Paralel yapı yalanı masalıyla siyasi iktidarın MEB'de tamiri uzun yıllar alacak kadrolaşmaya gittiğini ileri süren Kurt, okul müdürleri puanlamasında, bu puanlamayı yapan ilçe milli eğitim müdürleri ve ilgili şube müdürleri kamu vicdanında ve milli eğitim çalışanları vicdanında ve veli ve öğrencilerimizin vicdanında sınıfta kaldıklarını ifade etti.

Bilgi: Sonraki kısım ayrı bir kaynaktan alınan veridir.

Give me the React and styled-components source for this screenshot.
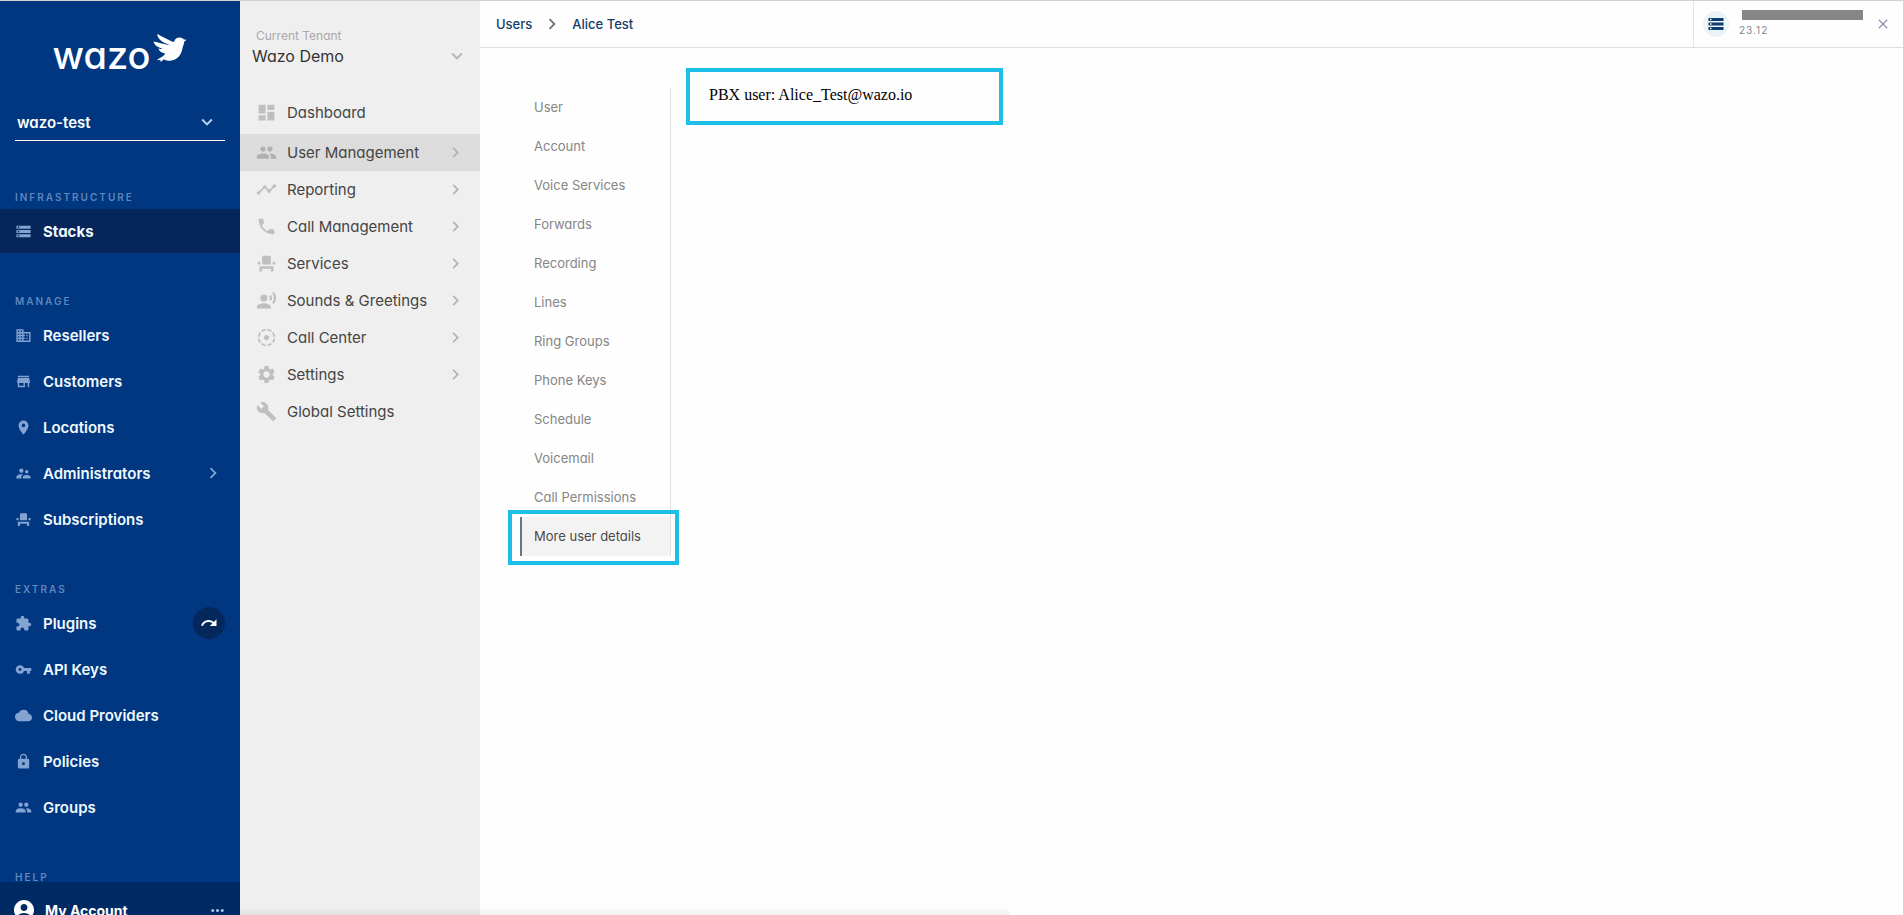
import React from "react";
import styled, { createGlobalStyle, css } from "styled-components";
import {
  MdStorage, MdDomain, MdStore, MdPlace, MdSupervisorAccount, MdEventSeat,
  MdExtension, MdVpnKey, MdCloud, MdLock, MdGroup, MdRedo, MdAccountCircle,
  MdMoreHoriz, MdDashboard, MdTimeline, MdPhone, MdRecordVoiceOver,
  MdFilterTiltShift, MdSettings, MdBuild, MdClose,
  MdKeyboardArrowDown, MdKeyboardArrowRight,
} from "react-icons/md";

const GlobalStyle = createGlobalStyle`
  *, *::before, *::after { box-sizing: border-box; }
  body {
    margin: 0;
    background: #fefefe;
    color: #444;
    font-family: Inter, "Open Sans", sans-serif;
    font-feature-settings: "cv11";
    font-size: 15px;
  }
  a { color: inherit; text-decoration: none; }
  button, select {
    font: inherit;
    font-feature-settings: inherit;
    color: inherit;
    background: none;
    border: 0;
    padding: 0;
    margin: 0;
    cursor: pointer;
  }
  select { appearance: none; }
  svg { display: block; flex: none; }
`;

const Page = styled.div`
  display: grid;
  grid-template-columns: 240px 240px minmax(0, 1fr);
  height: 100vh;
  overflow: hidden;
  border-top: 1px solid #d2d2d2;
`;

/* Main sidebar */
const Sidebar = styled.aside`
  display: flex;
  flex-direction: column;
  min-height: 0;
  background: #003780;
  color: #fff;
`;

const Logo = styled.a`
  display: flex;
  align-items: flex-start;
  justify-content: center;
  height: 84px;
  padding-top: 32px;
  gap: 3px;
`;

const LogoWord = styled.span`
  margin-top: 3px;
  font-size: 38px;
  font-weight: 500;
  line-height: 38px;
`;

const Picker = styled.div`
  display: grid;
  align-items: center;
  & > * { grid-area: 1 / 1; }
  & > svg { justify-self: end; pointer-events: none; }
`;

const StackPicker = styled(Picker)`
  margin: 17px 15px 0;
  height: 39px;
  padding-top: 2px;
  border-bottom: 1px solid #fff;
  & > svg { margin-right: 7px; color: #b9d4f5; }
`;

const StackSelect = styled.select`
  height: 36px;
  padding-left: 2px;
  font-weight: 600;
  color: #fff;
`;

const SideNav = styled.nav`
  flex: 1;
  min-height: 0;
  overflow: hidden;
  padding-top: 49px;
`;

const SideGroup = styled.section`
  margin-bottom: 41px;
`;

const SideHeading = styled.h2`
  margin: 0 0 5px;
  padding-left: 15px;
  color: #5f86bd;
  font-size: 10px;
  font-weight: 600;
  line-height: 14px;
  letter-spacing: 2px;
`;

const SideList = styled.ul`
  display: grid;
  gap: 2px;
  margin: 0;
  padding: 0;
  list-style: none;
`;

const SideItem = styled.li`
  display: flex;
  align-items: center;
  height: 44px;
  padding: 0 15px;
  background: ${(p) => (p.$active ? "#06265a" : "transparent")};
`;

const SideLink = styled.a`
  flex: 1;
  display: flex;
  align-items: center;
  gap: 11px;
  font-weight: ${(p) => (p.$active ? 700 : 600)};
  color: #f0faff;
  & > svg { color: #83a3d3; }
  & > svg:last-child { margin: 0 1px 0 auto; }
`;

const RoundButton = styled.button`
  display: grid;
  place-items: center;
  width: 32px;
  height: 32px;
  border-radius: 50%;
  background: #05285c;
  color: #fff;
`;

const AccountBar = styled.div`
  flex: 0 0 33px;
  overflow: hidden;
  background: #002a64;
`;

const AccountRow = styled.div`
  display: flex;
  align-items: center;
  justify-content: space-between;
  height: 56px;
  padding: 0 13px 0 12px;
`;

const AccountLink = styled.a`
  display: flex;
  align-items: center;
  gap: 9px;
  font-size: 14px;
  font-weight: 700;
`;

const MoreButton = styled.button`
  color: #a9c3e6;
`;

/* Tenant panel */
const TenantPanel = styled.aside`
  background: #efefef;
`;

const TenantField = styled.div`
  padding: 26px 12px 0;
  height: 93px;
`;

const TenantLabel = styled.label`
  display: block;
  padding-left: 4px;
  color: #a9a9a9;
  font-size: 12px;
  line-height: 18px;
`;

const TenantPicker = styled(Picker)`
  & > svg { color: #b5b5b5; }
`;

const TenantSelect = styled.select`
  height: 22px;
  font-size: 16px;
  color: #333;
`;

const TenantMenu = styled.ul`
  margin: 0;
  padding: 0;
  list-style: none;
`;

const TenantLink = styled.a`
  display: flex;
  align-items: center;
  gap: 10px;
  height: 37px;
  padding: 0 14px 0 16px;
  background: ${(p) => (p.$active ? "#dcdcdc" : "transparent")};
  margin-bottom: ${(p) => (p.$lead ? "3px" : "0")};
  & > svg:first-child { color: ${(p) => (p.$active ? "#b0b0b0" : "#bfbfbf")}; }
  & > svg:last-child { margin-left: auto; color: #b3b3b3; }
`;

/* Content */
const Main = styled.main`
  display: flex;
  flex-direction: column;
  min-width: 0;
`;

const Header = styled.header`
  display: flex;
  justify-content: space-between;
  height: 47px;
  border-bottom: 1px solid #dedede;
`;

const Breadcrumb = styled.nav`
  display: flex;
  align-items: center;
  gap: 9px;
  padding-left: 16px;
  color: #143c66;
  font-size: 13px;
  font-weight: 500;
  & > svg { color: #707070; }
`;

const StackInfo = styled.div`
  display: flex;
  align-items: center;
  width: 210px;
  padding: 0 12px 0 9px;
  border-left: 1px solid #e4e4e4;
`;

const StackBadge = styled.span`
  display: grid;
  place-items: center;
  width: 26px;
  height: 26px;
  margin-right: 10px;
  border-radius: 50%;
  background: #edf3fa;
  color: #0d3c72;
`;

const StackText = styled.div`
  flex: 1;
  display: grid;
  gap: 3px;
  padding-bottom: 2px;
`;

const Redacted = styled.span`
  width: 121px;
  height: 10px;
  margin-left: 3px;
  background: #868686;
`;

const Version = styled.span`
  color: #7d8794;
  font-size: 10px;
  line-height: 14px;
  letter-spacing: 1px;
`;

const CloseButton = styled.button`
  color: #8f98ac;
`;

const Body = styled.div`
  display: flex;
  align-items: flex-start;
  gap: 15px;
  padding: 20px 40px 0;
`;

const highlight = css`
  border: 4px solid #1cbfe8;
`;

const Tabs = styled.nav`
  width: 151px;
  margin-top: 20px;
  border-right: 1px solid #dfdfdf;
`;

const TabLink = styled.a`
  display: flex;
  align-items: center;
  position: relative;
  height: 39px;
  padding: 0 0 2px 12px;
  border-left: 2px solid transparent;
  color: #858585;
  font-size: 13px;
  ${(p) => p.$active && css`
    border-left-color: #66758c;
    background: #f3f3f3;
    color: #4a4a4a;
    &::after {
      content: "";
      position: absolute;
      inset: -7px -9px -9px -14px;
      ${highlight}
    }
  `}
`;

const Details = styled.section`
  ${highlight}
  flex: 0 1 317px;
  padding: 13px 19px 17px;
  color: #000;
  font-family: "Liberation Serif", serif;
  font-size: 16px;
  line-height: 19px;
`;

const BottomShade = styled.div`
  position: fixed;
  left: 240px;
  right: 47%;
  bottom: 0;
  height: 8px;
  background: linear-gradient(rgba(0, 0, 0, 0), rgba(0, 0, 0, 0.06));
  pointer-events: none;
`;

const groups = [
  { title: "INFRASTRUCTURE", items: [{ label: "Stacks", icon: MdStorage, active: true }] },
  {
    title: "MANAGE",
    items: [
      { label: "Resellers", icon: MdDomain },
      { label: "Customers", icon: MdStore },
      { label: "Locations", icon: MdPlace },
      { label: "Administrators", icon: MdSupervisorAccount, more: true },
      { label: "Subscriptions", icon: MdEventSeat },
    ],
  },
  {
    title: "EXTRAS",
    items: [
      { label: "Plugins", icon: MdExtension, action: true },
      { label: "API Keys", icon: MdVpnKey },
      { label: "Cloud Providers", icon: MdCloud },
      { label: "Policies", icon: MdLock },
      { label: "Groups", icon: MdGroup },
    ],
  },
  { title: "HELP", items: [] },
];

const tenantItems = [
  { label: "Dashboard", icon: MdDashboard, lead: true },
  { label: "User Management", icon: MdGroup, more: true, active: true },
  { label: "Reporting", icon: MdTimeline, more: true },
  { label: "Call Management", icon: MdPhone, more: true },
  { label: "Services", icon: MdEventSeat, more: true },
  { label: "Sounds & Greetings", icon: MdRecordVoiceOver, more: true },
  { label: "Call Center", icon: MdFilterTiltShift, more: true },
  { label: "Settings", icon: MdSettings, more: true },
  { label: "Global Settings", icon: MdBuild },
];

const tabs = [
  "User", "Account", "Voice Services", "Forwards", "Recording", "Lines",
  "Ring Groups", "Phone Keys", "Schedule", "Voicemail", "Call Permissions",
  "More user details",
];

function Bird() {
  return (
    <svg width="34" height="30" viewBox="0 0 34 30" fill="#fff" aria-hidden="true">
      <path d="M4.200 1.200C5.200 1 6 1.700 7 2.400L18.500 8.200C20 8.900 21.200 8.900 21.300 8.200C21.800 5.800 24 4.400 26.400 4.400C28.500 4.400 30 5.300 30.900 6.600L33.600 6.700L31.200 8.700C31.200 11 30.200 12.500 29.700 14.500C28.500 21.500 24.500 27.500 17 27.700C14.500 27.800 12.500 27.200 10.800 26.200L8.700 28.200C8.400 28.600 7.400 28.700 7.300 28L7.500 26.800L5 27.200C4.200 27 4.500 26.200 5.200 25.900L9.500 23.600C11 22.700 11.800 21.700 12.100 20.600C8.500 19.800 6 18 5.400 15.500C7 16 8.500 16 9.500 15.600C4.500 14.600 1.400 12 .5 8.600C2 8.500 14 12.300 18.700 12.500C13 11.200 4.700 7.300 4.200 1.200Z" />
    </svg>
  );
}

export default function App() {
  return (
    <>
      <GlobalStyle />
      <Page>
        <Sidebar>
          <Logo href="#home">
            <LogoWord>wazo</LogoWord>
            <Bird />
          </Logo>
          <StackPicker>
            <StackSelect aria-label="Organisation" defaultValue="wazo-test">
              <option>wazo-test</option>
            </StackSelect>
            <MdKeyboardArrowDown size={22} />
          </StackPicker>
          <SideNav aria-label="Main">
            {groups.map((group) => (
              <SideGroup key={group.title}>
                <SideHeading>{group.title}</SideHeading>
                <SideList>
                  {group.items.map(({ label, icon: Icon, active, more, action }) => (
                    <SideItem key={label} $active={active}>
                      <SideLink href="#nav" $active={active}>
                        <Icon size={17} />
                        <span>{label}</span>
                        {more && <MdKeyboardArrowRight size={22} />}
                      </SideLink>
                      {action && (
                        <RoundButton type="button" aria-label="Reload plugins">
                          <MdRedo size={18} />
                        </RoundButton>
                      )}
                    </SideItem>
                  ))}
                </SideList>
              </SideGroup>
            ))}
          </SideNav>
          <AccountBar>
            <AccountRow>
              <AccountLink href="#account">
                <MdAccountCircle size={24} />
                <span>My Account</span>
              </AccountLink>
              <MoreButton type="button" aria-label="Account options">
                <MdMoreHoriz size={19} />
              </MoreButton>
            </AccountRow>
          </AccountBar>
        </Sidebar>

        <TenantPanel>
          <TenantField>
            <TenantLabel htmlFor="tenant">Current Tenant</TenantLabel>
            <TenantPicker>
              <TenantSelect id="tenant" defaultValue="Wazo Demo">
                <option>Wazo Demo</option>
              </TenantSelect>
              <MdKeyboardArrowDown size={22} />
            </TenantPicker>
          </TenantField>
          <TenantMenu>
            {tenantItems.map(({ label, icon: Icon, active, more, lead }) => (
              <li key={label}>
                <TenantLink href="#section" $active={active} $lead={lead}>
                  <Icon size={21} />
                  <span>{label}</span>
                  {more && <MdKeyboardArrowRight size={21} />}
                </TenantLink>
              </li>
            ))}
          </TenantMenu>
        </TenantPanel>

        <Main>
          <Header>
            <Breadcrumb aria-label="Breadcrumb">
              <a href="#users">Users</a>
              <MdKeyboardArrowRight size={22} />
              <a href="#alice">Alice Test</a>
            </Breadcrumb>
            <StackInfo>
              <StackBadge><MdStorage size={18} /></StackBadge>
              <StackText>
                <Redacted />
                <Version>23.12</Version>
              </StackText>
              <CloseButton type="button" aria-label="Close">
                <MdClose size={16} />
              </CloseButton>
            </StackInfo>
          </Header>
          <Body>
            <Tabs aria-label="User sections">
              {tabs.map((tab) => (
                <TabLink key={tab} href="#tab" $active={tab === "More user details"}>
                  {tab}
                </TabLink>
              ))}
            </Tabs>
            <Details>PBX user: Alice_Test@wazo.io</Details>
          </Body>
        </Main>
      </Page>
      <BottomShade />
    </>
  );
}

İşbirlikçi ve tetikçilerin okullarda iş barışını hiçe saydığını iddia eden Kurt, bu uygulama ile okulların huzurunu bozduklarını, öğretmenleri ve idarecileri birbirine düşürdüğünü ve yeni eğitim sezonunda okullarda kamplaşmalar oluşturulduğunu kaydetti. Kurt, konuşmasını şöyle sürdürdü:"Okullarındaki öğretmenlerinden, okul aile birliği başkan ve başkan yardımcısından, öğrenci meclis başkanlarından tam puan alan, öğrencileri ve velilerinin vicdanından 100 tam puan alan müdürlerimiz ne yazık ki eğitim ve öğretimden bi haber olan bu ilçe milli eğitim müdürleri ve şube müdürlerinden puan alamamışlarıdır. Bu müdürler gerçekten görevlerini yapamayan kişiler midir? Bu müdürler yıllarca dürüstçe Manavgat’ımıza ve Türk Milli Eğitimine hizmet eden şerefli ve haysiyetli insanlardır. Her biri amirlerinden defalarca takdir belgesi, teşekkür belgesi, başarı ve üstün başarı belgesi almışlardır. Her biri maaşla ödüllendirilmiş kariyerli insanlardır. Eğitim öğretimdeki başarılarını Manavgat’ımızı ve Antalya’mızı ülke geneli yapılan sınavlarda dereceye sokarak göstermişlerdir.Değerlendirmelerde ilçe milli eğitim müdürleri ve komisyon üyesi şube müdürlerinin önüne listeler konulduğu, bu listelerin AK Parti il ve ilçe teşkilatlarıyla malum sendikanın ortaklaşa hazırladığı dillendirilmektedir. Dolayısıyla bu puanlar bir yerlerden alınan emir ve talimatlar doğrultusunda verilmiştir. Puanlamalarda okul müdürlerinin ne mesai arkadaşları ile ilişkileri, ne okula yaptığı katkılar, ne aldığı ödüller ve üstün başarı belgeleri, ne akademik kariyeri, ne de uluslararası düzeyde yayınlanan makaleleri bunların hiçbirisi dikkate alınmamıştır. Tek kriter yandaşlık olmuştur. İşte böyle bir ortamda okul müdürleri güya değerlendirmeye tabi tutuldu. Öğretmenler, okul aile birliği başkan ve başkan yardımcısı, öğrencilerden tam puan alan okul müdürleri, sıra MEB yetkililerinin değerlendirmesine gelince adeta döküldü. Tabi bunun tersi de yaşandı. Başarısız bulunan ve mesai arkadaşları tarafından çok düşük puan verilen okul müdürleri, MEB yetkililerinin değerlendirmesinden tam puan aldı. Durum böyle olunca okul müdürlerinin yandaş ise görev süresi uzatıldı, yandaş değilse görevlerine son verildi."